Week: 7/27
Overview of Things Learned:
- Technical Area: Web scraping, Data cleaning, Data preprocessing
- Tools: BeautifulSoup, Selenium, Scrapy, Requests, Pandas, Regex, Google Colab
Achievement Highlights
- Scraped data of over 30,000 posts
- Scraped JSON data using Scrapy
- Learned about data cleaning and preprocessing
Meetings attended
- 7/23 – ML team kick-off meeting
- 7/31 - Web Scraping and Preprocessing Presentations
Goals for the Upcoming Week
- Complete Preprocessing of the scraped data
- Learn about TF-IDF
Tasks Done
- Web scraping: Built a web crawler using Scrapy and used it to scrape data from JSON files and stored this data in a CSV file. Loaded this data in a dataframe and cleaned the data.
Week: 8/3
Overview of Things Learned:
- Technical Area: Data preprocessing, TF-IDF
- Tools: BeautifulSoup, Requests, Pandas, Regex, ScikitLearn, nltk
Achievement Highlights
- Preprocessed scraped data using libraries like markdown and regex
- Learnt about TF-IDF
Meetings attended
- 7/27 - Introduction to Web Scraping and this Week’s Deliverables
- 7/29 - Web Scraping Check-In Meeting and Intro to Preprocessing
- 7/31 - Web Scraping and Preprocessing Presentations
Goals for the Upcoming Week
- Complete TF-IDF
- Learn about BERT
Tasks Done
- Preprocessing: Removed HTML code from the text in the scraped data and removed symbols & multiple spaces as well.

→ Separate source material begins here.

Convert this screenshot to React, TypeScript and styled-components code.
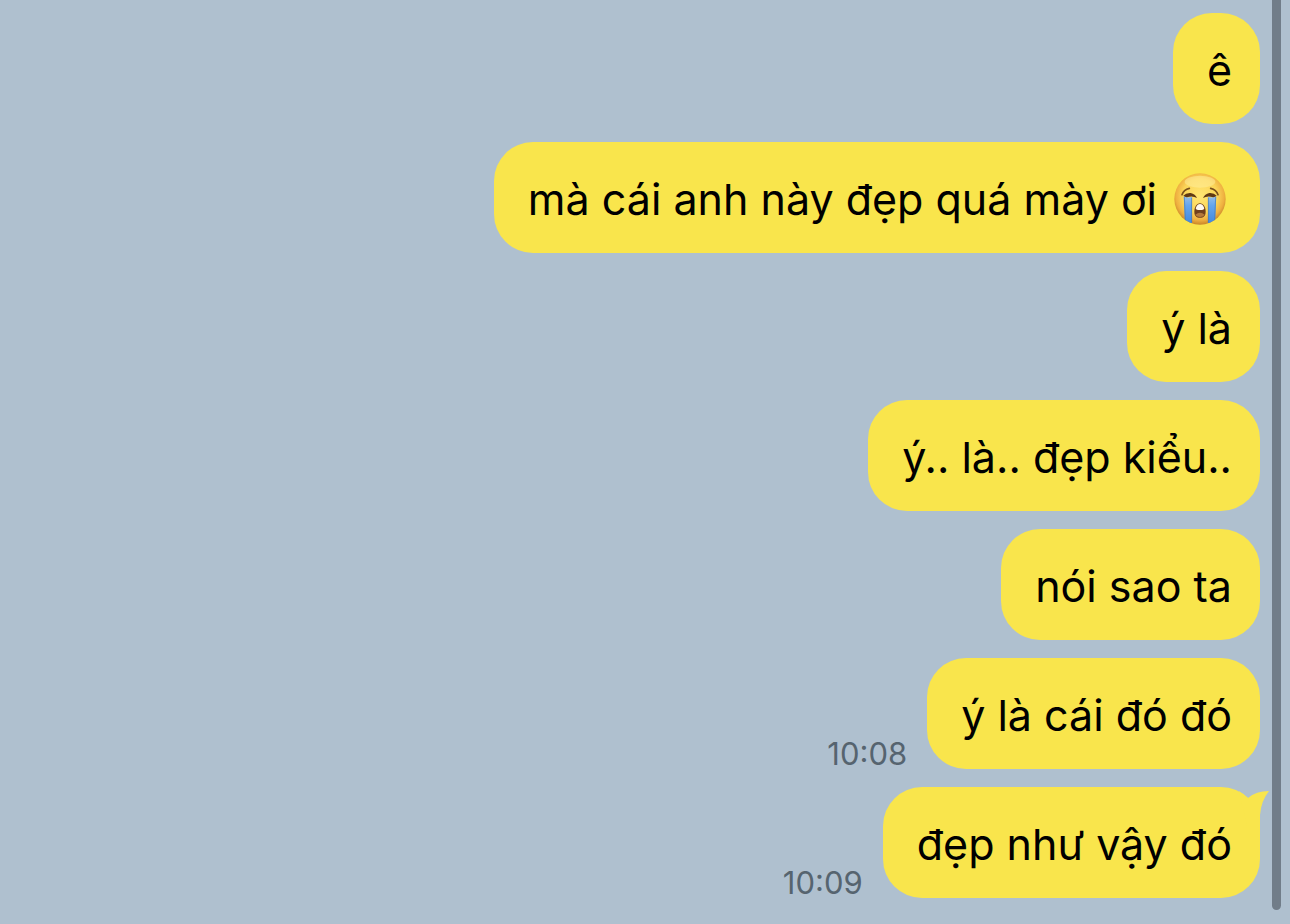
import React from "react";
import styled, { createGlobalStyle } from "styled-components";

const GlobalStyle = createGlobalStyle`
  * {
    box-sizing: border-box;
  }

  body {
    margin: 0;
    background: #afc0cf;
    font-family: Inter, "Noto Sans", sans-serif;
  }
`;

const Screen = styled.div`
  display: flex;
  min-height: 100vh;
  padding-right: 9px;
  background: #afc0cf;
`;

const MessageList = styled.ul`
  flex: 1;
  display: flex;
  flex-direction: column;
  gap: 18px;
  margin: 0;
  padding: 13px 12px 26px 30px;
  list-style: none;
`;

const MessageRow = styled.li`
  display: flex;
  justify-content: flex-end;
  align-items: flex-end;
  gap: 20px;
`;

const Bubble = styled.p`
  position: relative;
  display: flex;
  align-items: center;
  gap: 17px;
  min-height: 111px;
  margin: 0;
  padding: 30px 28px 27px 34px;
  border-radius: 39px;
  background: #f9e54c;
  color: #000;
  font-size: 43px;
  line-height: 54px;
`;

const Time = styled.time`
  color: #56646f;
  font-size: 31px;
  line-height: 31px;
`;

const Tail = styled.svg`
  position: absolute;
  top: 0;
  right: -9px;
  width: 30px;
  height: 39px;
`;

const Emoji = styled.svg`
  flex: none;
  width: 52px;
  height: 52px;
  margin-right: 6px;
`;

const ScrollThumb = styled.div`
  width: 9px;
  margin-bottom: 14px;
  border-radius: 0 0 5px 5px;
  background: #717d89;
`;

function CryingFace() {
  return (
    <Emoji viewBox="0 0 156 156" role="img" aria-label="😭">
      <defs>
        <radialGradient id="face" cx="50%" cy="44%" r="56%">
          <stop offset="0" stopColor="#ffe673" />
          <stop offset="0.6" stopColor="#fbd558" />
          <stop offset="0.84" stopColor="#efb040" />
          <stop offset="1" stopColor="#c98528" />
        </radialGradient>
        <linearGradient id="tear" x1="0" y1="0" x2="0" y2="1">
          <stop offset="0" stopColor="#94bde8" />
          <stop offset="0.35" stopColor="#64a5ed" />
          <stop offset="1" stopColor="#4389dd" />
        </linearGradient>
        <clipPath id="faceClip">
          <circle cx="78" cy="78" r="77" />
        </clipPath>
      </defs>
      <circle cx="78" cy="78" r="77" fill="url(#face)" />
      <ellipse cx="78" cy="26" rx="46" ry="18" fill="#fff0a0" opacity="0.5" />
      <g clipPath="url(#faceClip)">
        <path d="M29 70Q41 76 54 71V150H33Z" fill="url(#tear)" />
        <path d="M102 71Q115 76 127 70L123 150H102Z" fill="url(#tear)" />
        <path d="M31 72L34 142M53 74V149M103 74V149M125 72L122 142" stroke="#4779ae" strokeWidth="2" fill="none" />
      </g>
      <path d="M28 68Q36 59 50 60Q64 63 69 75Q59 69 46 71Q35 75 28 68Z" fill="#603914" />
      <path d="M128 68Q120 59 106 60Q92 63 87 75Q97 69 110 71Q121 75 128 68Z" fill="#603914" />
      <path d="M24 65Q29 50 46 46M132 65Q127 50 110 46" stroke="#79501c" strokeWidth="5" strokeLinecap="round" fill="none" />
      <path d="M78 91C88 91 95 102 95 116C95 128 89 134 78 134C67 134 61 128 61 116C61 102 68 91 78 91Z" fill="#70401d" />
      <path d="M65 106C68 97 72 93 78 93C84 93 88 97 91 106Q90 111 84 111H72Q66 111 65 106Z" fill="#fff9ef" />
      <path d="M64 125Q78 113 92 125Q88 132 78 132Q68 132 64 125Z" fill="#b5793b" />
    </Emoji>
  );
}

type Message = { text: string; crying?: boolean; time?: string; tail?: boolean };

const messages: Message[] = [
  { text: "ê" },
  { text: "mà cái anh này đẹp quá mày ơi", crying: true },
  { text: "ý là" },
  { text: "ý.. là.. đẹp kiểu.." },
  { text: "nói sao ta" },
  { text: "ý là cái đó đó", time: "10:08" },
  { text: "đẹp như vậy đó", time: "10:09", tail: true },
];

export default function App() {
  return (
    <>
      <GlobalStyle />
      <Screen>
        <MessageList>
          {messages.map((message) => (
            <MessageRow key={message.text}>
              {message.time && <Time>{message.time}</Time>}
              <Bubble>
                <span>{message.text}</span>
                {message.crying && <CryingFace />}
                {message.tail && (
                  <Tail viewBox="0 0 30 39" aria-hidden="true">
                    <path d="M0 4L9 11Q17 4 30 4Q22 14 21 28V39H8Z" fill="#f9e54c" />
                  </Tail>
                )}
              </Bubble>
            </MessageRow>
          ))}
        </MessageList>
        <ScrollThumb />
      </Screen>
    </>
  );
}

Filtered out the useful data by omitting the null values in the data.
Week: 8/7
Overview of Things Learned:
- Technical Area: TF-IDF
- Tools: Scikit-learn, Pytorch, transformers library
Achievement Highlights
- Removed stop words from the preprocessed data
- Used the TFIDF Vectorizer in scikit learn to create the TFIDF matrix
Meetings attended
- 8/12 - Check-in about implementing the BERT Model
- 8/14 - Present BERT Model implementations
Goals for the Upcoming Week
- Complete BERT model implementation
Tasks Done
- TF-IDF: Successfully created the TF-IDF matrix for the text in the posts after removing any values that were not useful including stop words.
- BERT : Filtered out noise from the dataset including emojis and hyperlinks.